Wage increase boosts motivation for laborers

Under Government Decree No.74/2024/ND-CP, effective July 1, 2024, regional minimum wage has been raised by 6 percent.

Non Son Company workers work at the factory.

In Ho Chi Minh City, several businesses have started increasing wages for their employees, despite most already paying wages above the regional minimum wage.

Tran Van Thang, a maintenance worker at a company in Tan Thuan Export Processing Zone in District 7, felt a surge of excitement upon hearing the company's announcement of a wage increase effective from July 1. Earlier in 2024, the company had already raised wages, with new employees starting at over VND6.3 million per month. Initially unsure if they would benefit from the new regional minimum wage increase of 6 percent, Thang and his colleagues were delighted when the company's union informed them of the decision by the Board of Directors to raise wages.

According to the company's union representative, the wage adjustment aims to make employees rest assured and strengthen their commitment during the current challenging labor market conditions.

Despite the happiness over the wage increase starting from July 1, many workers are also worried about the rising living costs. Nguyen Thi Hong Hanh, a garment worker in District 12, expressed her concerns, "A few days ago, gasoline prices increased, and the prices of essential goods have been gradually rising since Tet. Some items have already seen price hikes since early July. Recently, our landlord has been asking, 'It seems like your wages are increasing, right?' This adds to our pressure."

Many workers paid based on productivity feel that the regional minimum wage increase primarily serves as a basis for companies to calculate insurance contributions (such as social, health, and unemployment insurance) and overtime pay. While this is a long-term benefit for employees, they also worry because each wage hike is accompanied by significant increases in living costs, posing challenges for those with low incomes.

Mr. Luu Kim Hong, Chairman of the Trade Union at Nidec Company, mentioned that in recent days, union officials have received many questions from employees about the wage increase.

"Usually, when the Government's Decree is issued, company leadership meets with the union executive committee to discuss the wage increase for employees. Once consensus is reached, an announcement is made to the employees. If the wage increase is approved after the Decree takes effect, the company will make additional payments to the employees," Hong explained.

The representatives of Nissei Electric Vietnam in Linh Trung I Industrial Park, Thu Duc City, revealed that the company's current basic wages already exceed the regulatory requirement by 30 percent. The company recently implemented a wage hike at the beginning of 2024, so they are currently awaiting consensus from the factories and leadership regarding the latest regional minimum wage increase.

Meanwhile, at Juki Vietnam Co., Ltd. in Tan Thuan Export Processing Zone, District 7, basic wages are above VND5 million. The company carries out annual wage increases, with the highest increment reaching 8 percent. Besides basic wages, there are additional allowances and overtime pay. Therefore, during this current round of regional minimum wage adjustments, the company is still in the process of calculation and consideration.

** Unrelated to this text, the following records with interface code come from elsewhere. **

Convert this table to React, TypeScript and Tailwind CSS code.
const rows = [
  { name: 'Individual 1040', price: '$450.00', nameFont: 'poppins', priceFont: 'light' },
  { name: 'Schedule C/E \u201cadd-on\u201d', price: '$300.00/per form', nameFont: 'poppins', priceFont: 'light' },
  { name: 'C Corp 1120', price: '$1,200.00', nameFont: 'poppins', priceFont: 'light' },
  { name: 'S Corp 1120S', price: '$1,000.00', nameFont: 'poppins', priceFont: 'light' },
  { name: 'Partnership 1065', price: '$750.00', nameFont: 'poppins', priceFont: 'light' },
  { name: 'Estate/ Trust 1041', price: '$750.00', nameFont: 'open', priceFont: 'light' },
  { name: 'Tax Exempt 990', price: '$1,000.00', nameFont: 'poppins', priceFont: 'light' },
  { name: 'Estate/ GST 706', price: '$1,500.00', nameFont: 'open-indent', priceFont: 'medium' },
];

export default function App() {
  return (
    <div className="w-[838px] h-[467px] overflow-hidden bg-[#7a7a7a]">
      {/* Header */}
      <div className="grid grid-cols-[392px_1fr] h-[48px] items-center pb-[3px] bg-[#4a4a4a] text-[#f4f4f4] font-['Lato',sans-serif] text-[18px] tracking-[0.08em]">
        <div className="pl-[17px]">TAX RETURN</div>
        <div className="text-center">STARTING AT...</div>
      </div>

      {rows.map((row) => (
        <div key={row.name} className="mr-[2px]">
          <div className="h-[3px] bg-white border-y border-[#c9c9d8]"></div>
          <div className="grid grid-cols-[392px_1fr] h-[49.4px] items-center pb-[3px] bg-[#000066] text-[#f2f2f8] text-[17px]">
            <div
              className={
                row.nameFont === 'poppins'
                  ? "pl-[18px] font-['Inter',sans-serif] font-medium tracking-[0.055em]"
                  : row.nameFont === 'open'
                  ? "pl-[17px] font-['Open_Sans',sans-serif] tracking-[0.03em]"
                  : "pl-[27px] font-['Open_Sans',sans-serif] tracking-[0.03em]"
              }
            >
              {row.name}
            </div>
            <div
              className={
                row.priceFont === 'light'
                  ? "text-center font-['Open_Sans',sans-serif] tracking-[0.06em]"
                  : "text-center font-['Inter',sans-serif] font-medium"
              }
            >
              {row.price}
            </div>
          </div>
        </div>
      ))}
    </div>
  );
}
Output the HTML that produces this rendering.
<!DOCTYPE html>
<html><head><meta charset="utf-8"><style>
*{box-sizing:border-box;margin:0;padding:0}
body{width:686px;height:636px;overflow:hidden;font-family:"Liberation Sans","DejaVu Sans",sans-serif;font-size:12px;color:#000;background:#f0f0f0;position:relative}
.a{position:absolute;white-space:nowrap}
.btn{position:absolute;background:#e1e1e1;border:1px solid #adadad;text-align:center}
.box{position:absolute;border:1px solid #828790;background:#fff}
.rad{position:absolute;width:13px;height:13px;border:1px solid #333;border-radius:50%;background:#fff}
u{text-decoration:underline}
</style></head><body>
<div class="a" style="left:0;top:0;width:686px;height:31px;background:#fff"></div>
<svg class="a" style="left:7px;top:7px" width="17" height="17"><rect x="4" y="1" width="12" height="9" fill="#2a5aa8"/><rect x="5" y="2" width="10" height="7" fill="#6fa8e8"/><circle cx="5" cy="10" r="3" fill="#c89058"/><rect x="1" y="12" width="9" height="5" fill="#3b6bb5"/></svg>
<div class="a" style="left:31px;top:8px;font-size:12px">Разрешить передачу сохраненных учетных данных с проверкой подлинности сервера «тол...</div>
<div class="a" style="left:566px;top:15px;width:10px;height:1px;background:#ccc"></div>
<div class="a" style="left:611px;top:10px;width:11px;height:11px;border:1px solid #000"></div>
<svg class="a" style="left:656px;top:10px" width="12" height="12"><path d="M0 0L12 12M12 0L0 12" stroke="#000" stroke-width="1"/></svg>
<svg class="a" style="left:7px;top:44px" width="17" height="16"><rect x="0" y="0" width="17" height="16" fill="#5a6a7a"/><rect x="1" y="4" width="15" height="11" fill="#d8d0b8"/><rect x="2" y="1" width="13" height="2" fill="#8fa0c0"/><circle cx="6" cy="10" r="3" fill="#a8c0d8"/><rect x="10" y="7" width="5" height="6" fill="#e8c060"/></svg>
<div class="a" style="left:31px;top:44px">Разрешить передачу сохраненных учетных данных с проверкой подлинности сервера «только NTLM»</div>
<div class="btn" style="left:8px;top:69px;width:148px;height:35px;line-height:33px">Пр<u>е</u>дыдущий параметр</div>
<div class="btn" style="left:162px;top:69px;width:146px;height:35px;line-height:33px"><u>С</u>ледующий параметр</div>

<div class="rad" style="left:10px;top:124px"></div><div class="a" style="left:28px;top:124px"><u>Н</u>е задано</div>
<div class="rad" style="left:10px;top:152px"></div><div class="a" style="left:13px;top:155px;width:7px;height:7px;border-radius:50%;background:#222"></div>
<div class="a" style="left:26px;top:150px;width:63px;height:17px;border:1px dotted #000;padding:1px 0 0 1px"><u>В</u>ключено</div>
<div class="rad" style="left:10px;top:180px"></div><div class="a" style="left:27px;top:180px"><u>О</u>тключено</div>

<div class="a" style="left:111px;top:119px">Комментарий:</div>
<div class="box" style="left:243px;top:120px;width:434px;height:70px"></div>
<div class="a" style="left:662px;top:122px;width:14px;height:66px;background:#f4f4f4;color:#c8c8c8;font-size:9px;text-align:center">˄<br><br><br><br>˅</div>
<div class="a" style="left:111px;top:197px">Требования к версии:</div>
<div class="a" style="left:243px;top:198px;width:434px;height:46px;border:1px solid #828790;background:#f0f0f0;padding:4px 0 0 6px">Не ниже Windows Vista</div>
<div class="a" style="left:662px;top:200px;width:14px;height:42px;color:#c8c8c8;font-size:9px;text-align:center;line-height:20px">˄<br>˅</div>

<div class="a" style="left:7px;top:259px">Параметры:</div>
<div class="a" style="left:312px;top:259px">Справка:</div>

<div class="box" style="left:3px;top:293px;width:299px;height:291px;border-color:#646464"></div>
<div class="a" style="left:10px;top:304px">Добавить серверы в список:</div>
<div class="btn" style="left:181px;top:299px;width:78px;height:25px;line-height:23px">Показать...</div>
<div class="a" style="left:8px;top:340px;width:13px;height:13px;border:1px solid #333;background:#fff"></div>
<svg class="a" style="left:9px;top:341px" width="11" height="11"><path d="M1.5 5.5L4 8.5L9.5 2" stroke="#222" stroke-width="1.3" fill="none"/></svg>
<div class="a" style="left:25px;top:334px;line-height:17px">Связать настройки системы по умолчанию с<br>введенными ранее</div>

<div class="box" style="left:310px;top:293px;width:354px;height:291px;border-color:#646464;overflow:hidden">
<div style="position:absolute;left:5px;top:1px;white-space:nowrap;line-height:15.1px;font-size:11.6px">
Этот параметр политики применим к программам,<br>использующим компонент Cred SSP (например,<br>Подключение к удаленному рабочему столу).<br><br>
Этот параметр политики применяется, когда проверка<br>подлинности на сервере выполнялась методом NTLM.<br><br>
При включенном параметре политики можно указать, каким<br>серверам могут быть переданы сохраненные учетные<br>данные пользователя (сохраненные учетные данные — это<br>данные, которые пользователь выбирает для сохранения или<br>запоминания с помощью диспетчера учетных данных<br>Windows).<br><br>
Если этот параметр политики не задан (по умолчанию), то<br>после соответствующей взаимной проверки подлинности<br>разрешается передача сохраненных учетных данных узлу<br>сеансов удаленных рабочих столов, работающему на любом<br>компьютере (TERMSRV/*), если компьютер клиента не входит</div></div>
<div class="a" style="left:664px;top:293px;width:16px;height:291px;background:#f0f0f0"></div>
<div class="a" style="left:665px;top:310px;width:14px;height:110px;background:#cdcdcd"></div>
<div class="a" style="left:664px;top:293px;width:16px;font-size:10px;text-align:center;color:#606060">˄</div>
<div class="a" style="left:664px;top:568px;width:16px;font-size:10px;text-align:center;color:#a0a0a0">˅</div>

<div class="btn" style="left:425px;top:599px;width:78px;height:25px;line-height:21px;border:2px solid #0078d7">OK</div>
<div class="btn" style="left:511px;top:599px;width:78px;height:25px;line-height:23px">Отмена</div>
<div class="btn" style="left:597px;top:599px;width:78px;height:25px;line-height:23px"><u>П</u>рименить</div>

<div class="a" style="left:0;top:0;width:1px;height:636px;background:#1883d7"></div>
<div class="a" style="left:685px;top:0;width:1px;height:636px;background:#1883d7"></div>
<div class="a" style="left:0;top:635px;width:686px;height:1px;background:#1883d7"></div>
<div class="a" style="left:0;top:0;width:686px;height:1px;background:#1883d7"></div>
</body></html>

From July 1, alongside a 30 percent increase in basic wages, pensions and allowances are adjusted to rise by 15 percent. The regional minimum wage for employees within business zones increases on average by 6 percent, ranging from VND200,000 to VND280,000 per month, depending on the region. According to regulations, businesses must increase their minimum wages when the government raises the regional minimum wage; failure to do so may result in penalties.

According to Mr. Tran Van Trieu, Director of the Legal Consultation Center at the HCMC Federation of Labor, the 6 percent wage increase for workers holds significant importance. However, to ensure the regional minimum wage increase has a meaningful impact, it is crucial to control the prices of essential goods and prevent wage inflation. In reality, basic salaries in most businesses in HCMC already exceed the regional minimum wage. Therefore, it is imperative for trade unions, especially at the grassroots level, to devise strategies for negotiating and engaging in dialogue with businesses to secure additional income benefits for workers.

Mr. Trieu stressed that the primary challenge is how to increase productivity effectively to boost both business revenue and employee incomes. Only through increased labor productivity and higher business revenues can workers' livelihoods truly stabilize.

Currently, many businesses are struggling with recruitment. According to the HCMC Job Service Center, during the first six months of 2024, the center received requests from enterprises to fill 48,837 job positions. However, statistics indicate that only about 9,000 individuals registered for job placement services at the center. Therefore, to retain workers, businesses need proactive measures such as better welfare benefits and complying with regulations on wage increases for employees.

Following the issuance of Government Decree No.74/2024/ND-CP, the HCMC Federation of Labor promptly devised a plan to guide and oversee the adjustment of minimum wages for contract workers. Under this plan, the HCMC Federation of Labor has urged the Federation of Labor in Thu Duc City, districts, sectoral unions, departments, and higher-level bodies, as well as grassroots unions under the HCMC Federation of Labor, to publicly disclose adjustments in monthly and hourly minimum wages for contract workers. Additionally, they will monitor the implementation of these adjustments along with other allowances and benefits by businesses.